**Stated problem:** Each line of the material below that holds the word "components" needs to be copied.

++++++++

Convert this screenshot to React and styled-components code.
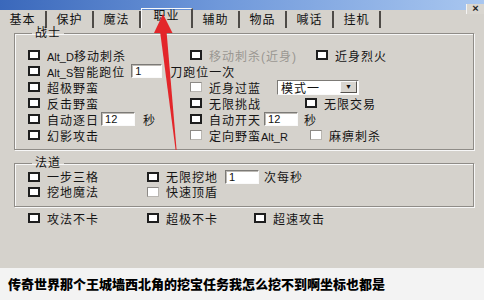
import React from 'react';
import styled, { createGlobalStyle } from 'styled-components';

const GlobalStyle = createGlobalStyle`
  html, body {
    margin: 0;
    padding: 0;
    width: 484px;
    height: 300px;
    overflow: hidden;
    background: #f4f4f4;
  }
`;

const Page = styled.div`
  position: relative;
  width: 484px;
  height: 300px;
  display: flex;
  flex-direction: column;
  font-family: "Liberation Sans", "Noto Sans CJK SC", sans-serif;
`;

const Window = styled.div`
  height: 268px;
  display: flex;
  flex-direction: column;
  background: #d5d2cc;
`;

const TitleBar = styled.div`
  height: 10px;
  display: flex;
  justify-content: flex-end;
  align-items: flex-end;
  background: linear-gradient(90deg, #3a68bb 0%, #6f98da 45%, #a9c7f0 100%);
`;

const CloseButton = styled.div`
  width: 17px;
  height: 10px;
  margin-bottom: -4px;
  background: #d9d6d0;
  border-left: 1px solid #f4f4f4;
  font: bold 11px/9px "Liberation Sans", sans-serif;
  color: #222;
  text-align: center;
`;

const TabStrip = styled.div`
  height: 18px;
  display: flex;
  align-items: flex-end;
`;

const Tab = styled.div`
  box-sizing: border-box;
  width: ${p => (p.$active ? 52 : 47)}px;
  height: ${p => (p.$active ? 20 : 17)}px;
  border-right: 2px solid #4e4b47;
  border-left: ${p => (p.$active ? '1px solid #fafafa' : 'none')};
  border-top: ${p => (p.$active ? '1px solid #fafafa' : 'none')};
  padding-top: ${p => (p.$active ? 0 : 2)}px;
  text-align: center;
  font-size: 12px;
  letter-spacing: 1px;
  line-height: 14px;
  color: #111;
`;

const Panel = styled.div`
  flex: 1;
  display: flex;
  flex-direction: column;
  padding: 0 10px 0 14px;
`;

const Group = styled.fieldset`
  margin: ${p => p.$top}px 0 0 0;
  padding: ${p => p.$pad};
  border: 1px solid #8f8c87;
  box-shadow: inset 1px 1px 0 #f7f7f7, 1px 1px 0 #f7f7f7;
  min-width: 0;
`;

const Legend = styled.legend`
  margin-left: 4px;
  padding: 0 3px;
  font-size: 12px;
  line-height: 10px;
  letter-spacing: 1px;
  color: #111;
`;

const Row = styled.div`
  height: ${p => p.$h || 16}px;
  display: flex;
  align-items: center;
  padding-left: ${p => p.$indent || 0}px;
  margin-top: ${p => p.$mt || 0}px;
`;

const Cell = styled.div`
  display: flex;
  align-items: center;
  flex: none;
  width: ${p => (p.$w ? `${p.$w}px` : 'auto')};
`;

const Check = styled.span`
  box-sizing: border-box;
  flex: none;
  width: 12px;
  height: 10px;
  margin-right: 7px;
  background: #fff;
  border: ${p => (p.$light ? '1px solid #b9b6b1' : '2px solid #1e1e1e')};
  border-top-color: ${p => (p.$light ? '#8d8a86' : '#1e1e1e')};
  border-left-color: ${p => (p.$light ? '#8d8a86' : '#1e1e1e')};
`;

const Label = styled.span`
  font-size: 12px;
  letter-spacing: 1px;
  white-space: nowrap;
  color: ${p => (p.$disabled ? '#9a9792' : '#151515')};
  margin-left: ${p => p.$ml || 0}px;
`;

const Lat = styled.span`
  font-size: 11px;
  letter-spacing: 0;
`;

const TextBox = styled.input`
  box-sizing: border-box;
  width: ${p => p.$w}px;
  height: 14px;
  margin-left: ${p => p.$ml || 0}px;
  padding: 0 3px;
  border: 1px solid;
  border-color: #7c7a76 #fafafa #fafafa #7c7a76;
  box-shadow: inset 1px 1px 0 #bdbab5;
  background: #fff;
  font: 11px "Liberation Sans", sans-serif;
  color: #111;
  outline: none;
`;

const Select = styled.div`
  box-sizing: border-box;
  width: 82px;
  height: 15px;
  margin-left: 16px;
  display: flex;
  align-items: center;
  justify-content: space-between;
  border: 1px solid;
  border-color: #7c7a76 #fafafa #fafafa #7c7a76;
  background: #fff;
  padding-left: 3px;
  font-size: 12px;
  letter-spacing: 1px;
  color: #111;
`;

const DropButton = styled.span`
  box-sizing: border-box;
  width: 17px;
  height: 12px;
  margin-right: 1px;
  background: #d8d5cf;
  border: 1px solid;
  border-color: #fafafa #55524e #55524e #fafafa;
  font-size: 7px;
  line-height: 10px;
  text-align: center;
  letter-spacing: 0;
`;

const Caption = styled.div`
  height: 32px;
  padding-left: 8px;
  background: #f3f3f3;
  font: 900 13px/32px "Noto Sans CJK SC", sans-serif;
  color: #000;
  white-space: nowrap;
`;

const ArrowLayer = styled.svg`
  position: absolute;
  left: 0;
  top: 0;
  pointer-events: none;
`;

const tabs = ['基本', '保护', '魔法', '职业', '辅助', '物品', '喊话', '挂机'];

export default function App() {
  return (
    <Page>
      <GlobalStyle />
      <Window>
        <TitleBar>
          <CloseButton>×</CloseButton>
        </TitleBar>
        <TabStrip>
          {tabs.map(t => (
            <Tab key={t} $active={t === '职业'}>{t}</Tab>
          ))}
        </TabStrip>
        <Panel>
          <Group $top={0} $pad="9px 0 6px 13px">
            <Legend>战士</Legend>
            <Row>
              <Cell $w={162}><Check /><Label><Lat>Alt_D</Lat>移动刺杀</Label></Cell>
              <Cell $w={126}><Check /><Label $disabled>移动刺杀(近身)</Label></Cell>
              <Cell><Check /><Label>近身烈火</Label></Cell>
            </Row>
            <Row>
              <Cell>
                <Check /><Label><Lat>Alt_S</Lat>智能跑位</Label>
                <TextBox $w={31} $ml={6} defaultValue="1" readOnly />
                <Label $ml={8}>刀跑位一次</Label>
              </Cell>
            </Row>
            <Row>
              <Cell $w={162}><Check /><Label>超极野蛮</Label></Cell>
              <Cell>
                <Check $light /><Label>近身过蓝</Label>
                <Select>模式一<DropButton>▼</DropButton></Select>
              </Cell>
            </Row>
            <Row>
              <Cell $w={162}><Check /><Label>反击野蛮</Label></Cell>
              <Cell $w={115}><Check /><Label>无限挑战</Label></Cell>
              <Cell><Check /><Label>无限交易</Label></Cell>
            </Row>
            <Row>
              <Cell $w={162}>
                <Check /><Label>自动逐日</Label>
                <TextBox $w={34} $ml={2} defaultValue="12" readOnly />
                <Label $ml={8}>秒</Label>
              </Cell>
              <Cell>
                <Check /><Label>自动开天</Label>
                <TextBox $w={34} $ml={3} defaultValue="12" readOnly />
                <Label $ml={6}>秒</Label>
              </Cell>
            </Row>
            <Row>
              <Cell $w={162}><Check /><Label>幻影攻击</Label></Cell>
              <Cell $w={120}><Check $light /><Label>定向野蛮<Lat>Alt_R</Lat></Label></Cell>
              <Cell><Check $light /><Label>麻痹刺杀</Label></Cell>
            </Row>
          </Group>

          <Group $top={8} $pad="1px 0 7px 13px">
            <Legend>法道</Legend>
            <Row $h={15}>
              <Cell $w={119}><Check /><Label>一步三格</Label></Cell>
              <Cell>
                <Check /><Label>无限挖地</Label>
                <TextBox $w={34} $ml={7} defaultValue="1" readOnly />
                <Label $ml={5}>次每秒</Label>
              </Cell>
            </Row>
            <Row $h={15}>
              <Cell $w={119}><Check /><Label>挖地魔法</Label></Cell>
              <Cell><Check $light /><Label>快速顶盾</Label></Cell>
            </Row>
          </Group>

          <Row $indent={14} $mt={3}>
            <Cell $w={119}><Check /><Label>攻法不卡</Label></Cell>
            <Cell $w={107}><Check /><Label>超极不卡</Label></Cell>
            <Cell><Check /><Label>超速攻击</Label></Cell>
          </Row>
        </Panel>
      </Window>
      <Caption>传奇世界那个王城墙西北角的挖宝任务我怎么挖不到啊坐标也都是</Caption>

      <ArrowLayer width="484" height="300" viewBox="0 0 484 300">
        <polygon points="160,31 166.5,31 176.6,150 175.6,150" fill="#e3262a" />
        <polygon points="163,14 172.5,33 154,33" fill="#e3262a" />
      </ArrowLayer>
    </Page>
  );
}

++++++++

**Written response:**
Convert this screenshot to React and styled-components code.
import styled, { createGlobalStyle } from 'styled-components';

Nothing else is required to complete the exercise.